→ **TASK TO COMPLETE**:
From the listing below, extract every line containing "size".

→ **STORED DATA**:
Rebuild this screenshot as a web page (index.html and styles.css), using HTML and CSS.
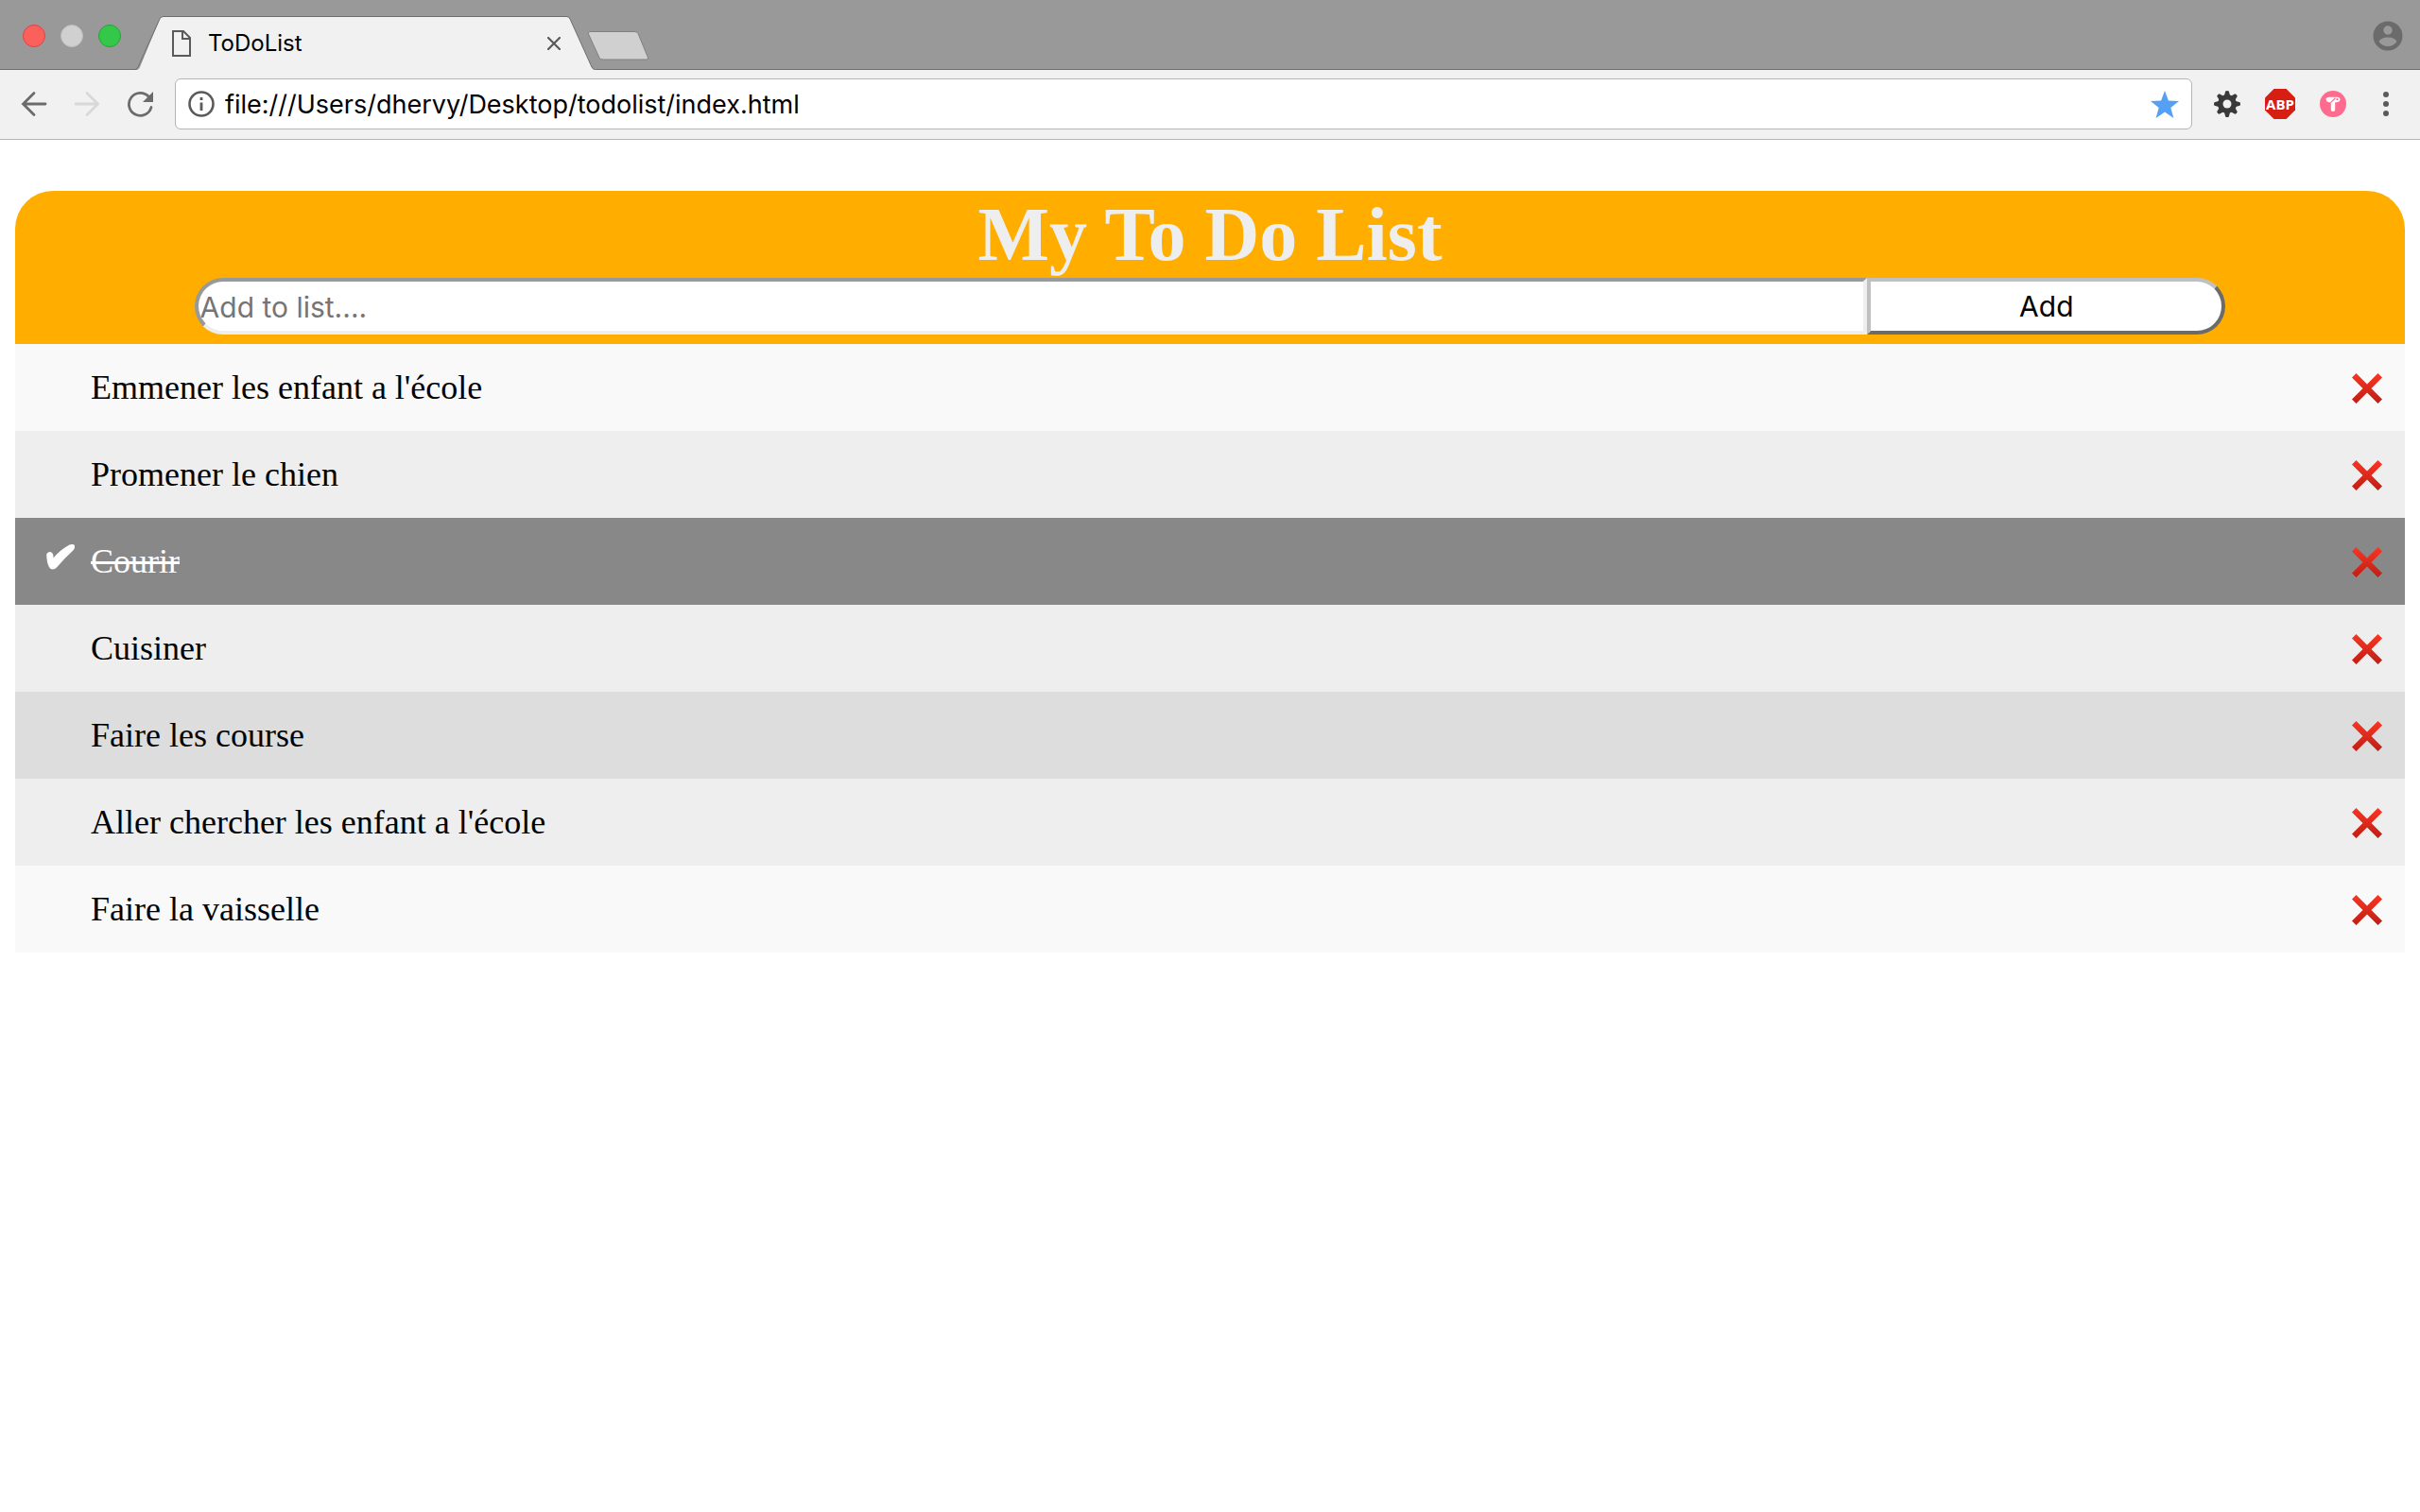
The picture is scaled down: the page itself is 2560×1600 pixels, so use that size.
FILE: index.html
```html
<!DOCTYPE html>
<html lang="fr">
<head>
<meta charset="utf-8">
<title>ToDoList</title>
<link rel="stylesheet" href="styles.css">
</head>
<body>
<header class="browser">
  <div class="tabstrip">
    <div class="lights">
      <span class="light light-close"></span>
      <span class="light light-min"></span>
      <span class="light light-max"></span>
    </div>
    <div class="tab">
      <svg class="tab-shape" viewBox="0 0 488 57" aria-hidden="true">
        <path d="M0 57 Q4 57 5 54 L26 3 Q27 .5 30 .5 H456 Q459 .5 460 3 L483 54 Q484 57 488 57Z" fill="#f1f1f1"/>
        <path d="M0 56.5 Q2 56 3 54 L26 3 Q27 .5 30 .5 H456 Q459 .5 460 3 L483 54 Q484 56 486 56.5" fill="none" stroke="#6e6e6e"/>
      </svg>
      <svg class="page-icon" viewBox="0 0 20 28" aria-hidden="true"><path d="M1 1h11l7 7v19H1zM11 1v8h8" fill="none" stroke="#5a5a5a" stroke-width="2"/></svg>
      <span class="tab-title">ToDoList</span>
      <button class="tab-close" aria-label="Close tab"><svg width="14" height="14" viewBox="0 0 14 14"><path d="M1 1l12 12M13 1L1 13" stroke="#5a5a5a" stroke-width="2.2" stroke-linecap="round"/></svg></button>
    </div>
    <button class="new-tab" aria-label="New tab"><svg width="66" height="33" viewBox="0 0 66 33"><path d="M4 1.500H50q3 0 4 2L64.500 29q.5 2-2 2H17q-3 0-4-2L1.500 4q-1-2.500 2.500-2.500z" fill="#d0d0d0" stroke="#808080"/></svg></button>
    <button class="profile" aria-label="Profile"><svg width="32" height="32" viewBox="0 0 32 32"><circle cx="16" cy="16" r="15.500" fill="#6b6b6b"/><circle cx="16" cy="10" r="4.700" fill="#999"/><path d="M6.500 22q2-4.500 9.500-4.500t9.500 4.500q-3.500 5-9.500 5t-9.500-5z" fill="#999"/></svg></button>
  </div>
  <nav class="toolbar">
    <button aria-label="Back"><svg width="28" height="28" viewBox="0 0 28 28"><path d="M26 14H3M14 2.500L2.500 14 14 25.500" fill="none" stroke="#6b6b6b" stroke-width="2.800" stroke-linecap="round"/></svg></button>
    <button aria-label="Forward"><svg width="28" height="28" viewBox="0 0 28 28"><path d="M2 14h23M14 2.500L25.500 14 14 25.500" fill="none" stroke="#d8d8d8" stroke-width="2.800" stroke-linecap="round"/></svg></button>
    <button aria-label="Reload"><svg width="28" height="28" viewBox="0 0 28 28"><path d="M26 17.500A12 12 0 1 1 23.500 6.500" fill="none" stroke="#6b6b6b" stroke-width="2.800" stroke-linecap="round"/><path d="M28 1v11h-11z" fill="#6b6b6b"/></svg></button>
    <div class="address">
      <svg width="28" height="28" viewBox="0 0 28 28" aria-hidden="true"><circle cx="14" cy="14" r="12.500" fill="none" stroke="#5a5a5a" stroke-width="2.600"/><path d="M14 7v3M14 12.500v8.500" stroke="#5a5a5a" stroke-width="2.800"/></svg>
      <input class="url" type="text" aria-label="Address" value="file:///Users/dhervy/Desktop/todolist/index.html">
      <button aria-label="Bookmark"><svg width="30" height="29" viewBox="0 0 30 29"><path d="M15 0l3.900 10.600L30 11l-8.700 6.900L24.400 29 15 22.500 5.600 29l3.100-11.100L0 11l11.100-.4z" fill="#559ff5"/></svg></button>
    </div>
    <button aria-label="Settings"><svg width="28" height="28" viewBox="-14 -14 28 28"><g fill="#3a3a3a"><path id="t" d="M-3-9l1.200-4.500q1.800-1 3.600 0L3-9V9l-1.200 4.500q-1.800 1-3.600 0L-3 9z"/><use href="#t" transform="rotate(45)"/><use href="#t" transform="rotate(90)"/><use href="#t" transform="rotate(135)"/><circle r="10"/></g><circle r="4.500" fill="#f1f1f1"/></svg></button>
    <button class="adblock" aria-label="Adblock Plus"><svg width="32" height="32" viewBox="0 0 32 32"><path d="M9.500 0h13L32 9.500v13L22.500 32h-13L0 22.500v-13z" fill="#d61f12"/><text class="abp" x="16" y="22" text-anchor="middle">ABP</text></svg></button>
    <button aria-label="Extension"><svg width="28" height="28" viewBox="0 0 28 28"><circle cx="14" cy="14" r="14" fill="#ff6b8f"/><path d="M6.500 8.500q1-2 4-1.700h8q3 .2 3 2.700-.5 2.500-4 2.700h-1.300V20q0 2-2.200 2t-2.200-2v-7.800H10q-3.200-.2-3.500-3.700z" fill="#fff"/><path d="M11.500 12.600l5-4.800" stroke="#ff6b8f" stroke-width="1.200"/><circle cx="18.500" cy="9.200" r="1.100" fill="#ff6b8f"/></svg></button>
    <button aria-label="Menu"><svg width="28" height="28" viewBox="0 0 28 28"><g fill="#5a5a5a"><circle cx="14" cy="4" r="3"/><circle cx="14" cy="14" r="3"/><circle cx="14" cy="24" r="3"/></g></svg></button>
  </nav>
</header>
<main class="todo">
  <form class="head">
    <h1>My To Do List</h1>
    <div class="entry">
      <input class="entry-text" type="text" placeholder="Add to list...." aria-label="Add to list">
      <button class="entry-add" type="button">Add</button>
    </div>
  </form>
  <svg class="defs" width="0" height="0" aria-hidden="true"><defs>
    <linearGradient id="red" x1="0" y1="0" x2="0" y2="1"><stop offset="0" stop-color="#fb3523"/><stop offset="1" stop-color="#be1e14"/></linearGradient>
    <symbol id="cross" viewBox="0 0 32 32"><path d="M4.500 0L16 11.500 27.500 0 32 4.500 20.500 16 32 27.500 27.500 32 16 20.500 4.500 32 0 27.500 11.500 16 0 4.500z" fill="url(#red)"/></symbol>
  </defs></svg>
  <ul class="list">
    <li>Emmener les enfant a l'école<button class="remove" aria-label="Remove"><svg width="32" height="32"><use href="#cross"/></svg></button></li>
    <li>Promener le chien<button class="remove" aria-label="Remove"><svg width="32" height="32"><use href="#cross"/></svg></button></li>
    <li class="done"><svg class="check" viewBox="0 0 30 27" aria-hidden="true"><path d="M.3 13Q-.3 8.500 3.500 8q3.500 0 4 4.500v2Q14 6.500 24 .8q5-2 6 .7.500 2-1.200 4.500Q20 14 10.500 25 8 27.300 4.500 26 1 23 .3 13z" fill="#fff"/></svg><s>Courir</s><button class="remove" aria-label="Remove"><svg width="32" height="32"><use href="#cross"/></svg></button></li>
    <li>Cuisiner<button class="remove" aria-label="Remove"><svg width="32" height="32"><use href="#cross"/></svg></button></li>
    <li class="hovered">Faire les course<button class="remove" aria-label="Remove"><svg width="32" height="32"><use href="#cross"/></svg></button></li>
    <li>Aller chercher les enfant a l'école<button class="remove" aria-label="Remove"><svg width="32" height="32"><use href="#cross"/></svg></button></li>
    <li>Faire la vaisselle<button class="remove" aria-label="Remove"><svg width="32" height="32"><use href="#cross"/></svg></button></li>
  </ul>
</main>
</body>
</html>
```
FILE: styles.css
```css
* { box-sizing: border-box; }
body { margin: 0; background: #fff; color: #000; font-family: "Liberation Serif", serif; }
button { padding: 0; border: 0; background: none; }
svg { display: block; flex: none; }

.browser { font-family: Inter, sans-serif; }
.tabstrip { display: flex; height: 74px; background: #999; border-bottom: 1px solid #6e6e6e; }
.lights { display: flex; gap: 16px; padding: 26px 0 0 24px; width: 143px; }
.light { width: 24px; height: 24px; border: 1px solid #e04343; border-radius: 50%; background: #fc605b; }
.light-min { border-color: #bdbdbd; background: #d0d0d0; }
.light-max { border-color: #25a536; background: #34c84a; }
.tab { position: relative; display: flex; align-items: center; width: 488px; height: 57px; margin-top: 17px; padding: 0 38px 0 39px; }
.tab-shape { position: absolute; inset: 0; width: 100%; height: 100%; }
.page-icon { position: relative; width: 20px; height: 28px; }
.tab-title { position: relative; flex: 1; padding-left: 18px; font-size: 24px; }
.tab-close { position: relative; }
.new-tab { align-self: flex-end; margin: 0 auto 8px -10px; }
.profile { margin: 2px 18px 0 0; }

.toolbar { display: flex; align-items: center; gap: 28px; height: 74px; padding: 0 22px 1px; background: #f1f1f1; border-bottom: 1px solid #b5b5b5; }
.address { flex: 1; display: flex; align-items: center; height: 54px; margin: 0 -5px; padding: 0 13px; border: 1px solid #b5b5b5; border-radius: 6px; background: #fff; }
.url { flex: 1; margin: 0 0 0 11px; padding: 0; border: 0; outline: 0; font: 27px Inter, sans-serif; }
.adblock { margin: 0 -2px; }
.abp { font: bold 15px "Open Sans", sans-serif; fill: #fff; }

.todo { margin: 54px 16px 0; }
.head { padding: 0 0 10px; border-radius: 40px 40px 0 0; background: #ffae00; }
.head h1 { margin: 0; font-size: 80px; line-height: 92px; text-align: center; color: #eee; }
.entry { display: flex; justify-content: center; }
.entry-text, .entry-add { height: 60px; padding: 0; border: 4px solid; background: #fff; font: 30px Inter, sans-serif; color: #000; }
.entry-text { width: 70%; padding: 1px 2px 0; border-color: #999 #eee #eee #999; border-radius: 30px 0 0 30px; }
.entry-text::placeholder { color: #757575; }
.entry-add { width: 15%; padding-bottom: 1px; border-color: #c0c0c0 #6b6b6b #6b6b6b #c0c0c0; border-radius: 0 30px 30px 0; }
.defs { position: absolute; }

.list { margin: 0; padding: 0; list-style: none; }
.list li { position: relative; display: flex; align-items: center; height: 92px; padding: 0 24px 0 80px; background: #eee; font-size: 36px; }
.list li:nth-child(odd) { background: #f9f9f9; }
.list li.done { background: #888; color: #fff; }
.list li.hovered { background: #ddd; }
.check { position: absolute; left: 33px; top: 28px; width: 30px; height: 27px; }
.remove { margin: 2px 0 0 auto; }
```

→ **TASK RESULT**:
The picture is scaled down: the page itself is 2560×1600 pixels, so use that size.
.tab-title { position: relative; flex: 1; padding-left: 18px; font-size: 24px; }
.head h1 { margin: 0; font-size: 80px; line-height: 92px; text-align: center; color: #eee; }
.list li { position: relative; display: flex; align-items: center; height: 92px; padding: 0 24px 0 80px; background: #eee; font-size: 36px; }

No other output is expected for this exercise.